Neben monetären Verbesserungen im Bereich der Zuschüsse zu den Klassenfahrten, analog zu SGB II, wurde besonders das Thema Qualitätssicherung (Punkt 8) konkretisiert und mit dem Verein Pflege- und Adoptiveltern Friesland e.V. abgestimmt. Der Landkreis Friesland gewährleistet ein Angebot an Fortbildungen und qualitätssichernden Angeboten für Pflegeeltern. Es besteht keine Verpflichtung für Pflegeeltern. Eine Bereitschaft zur Teilnahme an Fortbildungen sowie an Supervisionen, wird jedoch vorausgesetzt. Der Pflegekinderdienst des Landkreises Friesland organisiert zweimal jährlich Netzwerktreffen. Hier haben die Pflegeeltern die Gelegenheit sich themenbezogen einzubringen.
Kurzfristige familienentlastende Maßnahmen können mit dem Pflegekinderdienst abgestimmt und individuell gestaltet werden. Längerfristige Auszeiten sind regelhafte Leistungen, die nach § 27, SGB VIII möglich sind. Der Pflegekinderdienst steht mit den Pflegeeltern im regelmäßigen Austausch und steht für Fragen jederzeit zur Verfügung. Ziel sollte sein, dass langfristig alle Pflegeeltern mit den Pflegekinderdienst mehr als einmal im Jahr im Austausch sind.

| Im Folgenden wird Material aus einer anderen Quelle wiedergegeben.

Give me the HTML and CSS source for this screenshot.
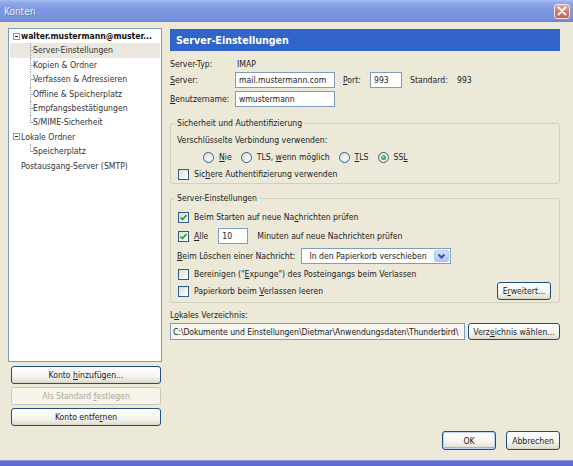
FILE: index.html
```html
<!DOCTYPE html>
<html lang="de">
<head>
<meta charset="utf-8">
<title>Konten</title>
<link rel="stylesheet" href="styles.css">
</head>
<body>
<div class="window">
  <div class="titlebar">
    <span class="title">Konten</span>
    <span class="close"><svg width="10" height="10" viewBox="0 0 10 10"><path d="M1.5 1.5 L8.5 8.5 M8.5 1.5 L1.5 8.5" stroke="#fff" stroke-width="2" stroke-linecap="round"/></svg></span>
  </div>
  <div class="main">
    <div class="left">
      <div class="tree">
        <div class="node"><span class="exp"></span><b>walter.mustermann@muster...</b></div>
        <div class="children">
          <div class="leaf sel">Server-Einstellungen</div>
          <div class="leaf">Kopien &amp; Ordner</div>
          <div class="leaf">Verfassen &amp; Adressieren</div>
          <div class="leaf">Offline &amp; Speicherplatz</div>
          <div class="leaf">Empfangsbestätigungen</div>
          <div class="leaf">S/MIME-Sicherheit</div>
        </div>
        <div class="node"><span class="exp"></span><span>Lokale Ordner</span></div>
        <div class="children">
          <div class="leaf">Speicherplatz</div>
        </div>
        <div class="node plain">Postausgang-Server (SMTP)</div>
      </div>
      <div class="left-buttons">
        <button class="btn">Konto <u>h</u>inzufügen...</button>
        <button class="btn disabled">Als Standard <u>f</u>estlegen</button>
        <button class="btn">Konto entfe<u>r</u>nen</button>
      </div>
    </div>

    <div class="right">
      <div class="panel-head">Server-Einstellungen</div>

      <div class="row r-type"><span class="lbl">Server-Typ:</span><span class="val">IMAP</span></div>
      <div class="row r-server">
        <span class="lbl"><u>S</u>erver:</span>
        <span class="tb w-server">mail.mustermann.com</span>
        <span class="lbl-port"><u>P</u>ort:</span>
        <span class="tb w-port">993</span>
        <span class="lbl-std">Standard:</span>
        <span>993</span>
      </div>
      <div class="row r-user">
        <span class="lbl"><u>B</u>enutzername:</span>
        <span class="tb w-server">wmustermann</span>
      </div>

      <fieldset class="group g-sec">
        <legend>Sicherheit und Authentifizierung</legend>
        <div class="line l-first">Verschlüsselte Verbindung verwenden:</div>
        <div class="line radios">
          <span class="opt"><span class="radio"></span><span><u>N</u>ie</span></span>
          <span class="opt"><span class="radio"></span><span>TLS, <u>w</u>enn möglich</span></span>
          <span class="opt"><span class="radio"></span><span><u>T</u>LS</span></span>
          <span class="opt"><span class="radio on"></span><span>SS<u>L</u></span></span>
        </div>
        <div class="line chk"><span class="check"></span><span>Sic<u>h</u>ere Authentifizierung verwenden</span></div>
      </fieldset>

      <fieldset class="group g-srv">
        <legend>Server-Einstellungen</legend>
        <div class="line chk s1"><span class="check on"><svg width="9" height="9" viewBox="0 0 9 9"><polyline points="1.5,4.5 3.5,6.5 7.5,2" fill="none" stroke="#21a121" stroke-width="1.7"/></svg></span><span>Beim Starten auf neue Na<u>c</u>hrichten prüfen</span></div>
        <div class="line chk s2"><span class="check on"><svg width="9" height="9" viewBox="0 0 9 9"><polyline points="1.5,4.5 3.5,6.5 7.5,2" fill="none" stroke="#21a121" stroke-width="1.7"/></svg></span><span><u>A</u>lle</span><span class="tb w-min">10</span><span class="min-lbl">Minuten auf neue Nachrichten prüfen</span></div>
        <div class="line s3"><span><u>B</u>eim Löschen einer Nachricht:</span>
          <span class="select"><span class="select-text">In den Papierkorb verschieben</span><span class="select-btn"><svg width="9" height="7" viewBox="0 0 9 7"><polyline points="1.5,1.5 4.5,4.5 7.5,1.5" fill="none" stroke="#3d5590" stroke-width="2"/></svg></span></span>
        </div>
        <div class="line chk s4"><span class="check"></span><span>Bereinigen ("<u>E</u>xpunge") des Posteingangs beim Verlassen</span></div>
        <div class="line chk s5"><span class="check"></span><span>Papierkorb beim <u>V</u>erlassen leeren</span><button class="btn b-adv">E<u>r</u>weitert...</button></div>
      </fieldset>

      <div class="row r-dir-lbl"><span>L<u>o</u>kales Verzeichnis:</span></div>
      <div class="row r-dir">
        <span class="tb path"><span>C:\Dokumente und Einstellungen\Dietmar\Anwendungsdaten\Thunderbird\</span></span>
        <button class="btn b-dir">Verz<u>e</u>ichnis wählen...</button>
      </div>

      <div class="spacer"></div>
      <div class="dialog-buttons">
        <button class="btn b-ok default">OK</button>
        <button class="btn b-ok">Abbrechen</button>
      </div>
    </div>
  </div>
  <div class="bottombar"></div>
</div>
</body>
</html>
```

FILE: styles.css
```css
* { box-sizing: border-box; }
html, body { margin: 0; padding: 0; }
body {
  width: 573px;
  height: 466px;
  overflow: hidden;
  background: #ece9d8;
  font-family: "DejaVu Sans Condensed", "DejaVu Sans", sans-serif;
  font-stretch: condensed;
  font-size: 8.6px;
  color: #222;
}
u { text-decoration-thickness: 1px; text-underline-offset: 1px; }

.window { display: flex; flex-direction: column; height: 466px; }

.titlebar {
  flex: none;
  height: 22px;
  display: flex;
  align-items: center;
  justify-content: space-between;
  padding: 0 3px 0 4px;
  background: linear-gradient(#a9bef1 0, #8ea7e8 3px, #7d98e0 45%, #7792dd 85%, #6a84d6 100%);
}
.title {
  color: #e8eeff;
  font-size: 10px;
  text-shadow: 1px 1px 0 rgba(70, 90, 170, 0.45);
}
.close {
  width: 16px;
  height: 15px;
  border: 1px solid #f3e6e6;
  border-radius: 3px;
  background: linear-gradient(#e9a699, #d3786a 50%, #c9604f);
  display: flex;
  align-items: center;
  justify-content: center;
}

.main {
  flex: 1;
  display: flex;
  gap: 8px;
  padding: 6px 13px 0 8px;
}

/* left column */
.left { width: 154px; flex: none; display: flex; flex-direction: column; }
.tree {
  height: 334px;
  background: #fff;
  border: 1px solid #7f9db9;
  color: #333;
}
.node, .leaf {
  height: 14.4px;
  line-height: 14.4px;
  white-space: nowrap;
  display: flex;
  align-items: center;
}
.node b { color: #111; }
.exp {
  width: 7px;
  height: 7px;
  margin: 0 1px 0 4px;
  border: 1px solid #8c9cb5;
  background: #fff;
  display: flex;
  align-items: center;
  justify-content: center;
}
.exp::before { content: ""; width: 3px; height: 1px; background: #222; }
.node.plain { padding-left: 12px; }
.leaf { position: relative; padding-left: 24px; margin-right: 1px; }
.leaf::before {
  content: "";
  position: absolute;
  left: 21px;
  top: 0;
  bottom: 0;
  border-left: 1px dotted #a0a0a0;
}
.leaf:last-child::before { bottom: 7px; }
.leaf::after {
  content: "";
  position: absolute;
  left: 22px;
  top: 7px;
  width: 2px;
  border-top: 1px dotted #a0a0a0;
}
.leaf.sel { background: #e9e7de; margin-left: 1px; padding-left: 23px; }
.leaf.sel::before { left: 20px; }
.leaf.sel::after { left: 21px; }

.left-buttons {
  display: flex;
  flex-direction: column;
  gap: 3px;
  margin-top: 4px;
  padding: 0 1px 0 3px;
}

.btn {
  font: inherit;
  color: #222;
  height: 18px;
  padding: 0 4px;
  border: 1px solid #1f4e82;
  border-radius: 3px;
  background: linear-gradient(#ffffff, #f4f3ee 60%, #e3e0d4 92%, #d6d0c5);
  white-space: nowrap;
  text-align: center;
}
.btn.disabled {
  color: #aca899;
  border-color: #c9c7ba;
  background: #f5f4ea;
}

/* right column */
.right {
  flex: 1;
  display: flex;
  flex-direction: column;
  padding-top: 1px;
  min-width: 0;
}
.panel-head {
  height: 22px;
  flex: none;
  background: #3064c8;
  color: #fff;
  font-weight: bold;
  font-size: 10.6px;
  display: flex;
  align-items: center;
  padding-left: 6px;
}
.row { display: flex; align-items: center; white-space: nowrap; }
.lbl { width: 65px; flex: none; }
.r-type { height: 14px; margin-top: 6px; }
.r-type .val { padding-left: 2px; }
.r-server { height: 16px; margin-top: 1px; }
.r-user { height: 16px; margin-top: 3px; }

.tb {
  height: 16px;
  border: 1px solid #7f9db9;
  background: #fff;
  display: flex;
  align-items: center;
  padding: 0 3px;
  white-space: nowrap;
  overflow: hidden;
}
.w-server { width: 100px; }
.lbl-port { margin-left: 8px; width: 27px; }
.w-port { width: 32px; }
.lbl-std { margin-left: 8px; width: 47px; }

.group {
  margin: 0;
  padding: 0 6px 2px 6px;
  border: 1px solid #d0d0bf;
  border-radius: 3px;
  min-width: 0;
}
.group legend {
  line-height: 13px;
  padding: 0 2px;
  margin-left: -2px;
  color: #222;
}
.g-sec { margin-top: 10px; }
.g-srv { margin-top: 8px; }
.line { display: flex; align-items: center; white-space: nowrap; height: 14px; }
.g-sec .l-first { margin-top: 3px; }
.radios { margin-top: 3px; padding-left: 26px; gap: 9px; }
.opt { display: flex; align-items: center; gap: 5px; }
.g-sec .chk { margin-top: 3px; }
.chk { padding-left: 1px; }

.check {
  width: 11px;
  height: 11px;
  flex: none;
  margin-right: 5px;
  border: 1px solid #2f5b8c;
  background: linear-gradient(135deg, #dcdcd6, #f6f6f3 70%, #fff);
  display: flex;
  align-items: center;
  justify-content: center;
}
.radio {
  width: 11px;
  height: 11px;
  flex: none;
  border: 1px solid #2f5b8c;
  border-radius: 50%;
  background: linear-gradient(135deg, #dcdcd6, #f6f6f3 70%, #fff);
  display: flex;
  align-items: center;
  justify-content: center;
}
.radio.on::after {
  content: "";
  width: 5px;
  height: 5px;
  border-radius: 50%;
  background: radial-gradient(circle at 35% 35%, #8be08b, #21a121 70%);
}

.g-srv .s1 { margin-top: 5px; }
.g-srv .s2 { margin-top: 4px; height: 16px; }
.w-min { width: 30px; height: 16px; margin-left: 10px; }
.min-lbl { margin-left: 9px; }
.g-srv .s3 { margin-top: 4px; height: 16px; padding-left: 0; }
.select {
  margin-left: 6px;
  width: 150px;
  height: 16px;
  border: 1px solid #7f9db9;
  background: #fff;
  display: flex;
  align-items: stretch;
}
.select-text { flex: 1; display: flex; align-items: center; padding-left: 7px; }
.select-btn {
  width: 15px;
  margin: 1px;
  border-radius: 2px;
  border: 1px solid #b0c6f3;
  background: linear-gradient(#d4e1fc, #aec5f6);
  display: flex;
  align-items: center;
  justify-content: center;
}
.g-srv .s4 { margin-top: 3px; }
.g-srv .s5 { margin-top: 1px; height: 18px; }
.b-adv { margin-left: auto; margin-right: 2px; width: 54px; padding: 0; }

.r-dir-lbl { height: 14px; margin-top: 5px; }
.r-dir { margin-top: 1px; height: 17px; gap: 3px; }
.path { flex: 1; height: 17px; background: #f6f5f0; min-width: 0; padding-left: 2px; letter-spacing: -0.05px; }
.b-dir { width: 92px; height: 17px; flex: none; padding: 0; }

.spacer { flex: 1; }
.dialog-buttons {
  display: flex;
  justify-content: flex-end;
  gap: 10px;
  margin-bottom: 10px;
}
.b-ok { width: 54px; height: 19px; padding: 0; }
.b-ok.default { box-shadow: inset 0 0 0 1px #bcd0f4, inset 0 -1px 0 1px #98b4ec; }

.bottombar {
  flex: none;
  height: 6px;
  background: linear-gradient(#8a93e0 0, #8a93e0 1px, #6670d6 1px, #5f69d2);
}
```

Die seitens der Politik geforderte Intensivierung der Zusammenarbeit des Fachbereichs Jugend, Familie, Schule und Kultur mit den Pflegeeltern, wurde in der neuen Richtlinie berücksichtigt. Nach ein bis eineinhalb Jahren soll in einer Besprechung erörtert werden, wie der Stand der Entwicklung ist. Die Verwaltung wird im Jugendhilfeausschuss darüber berichten.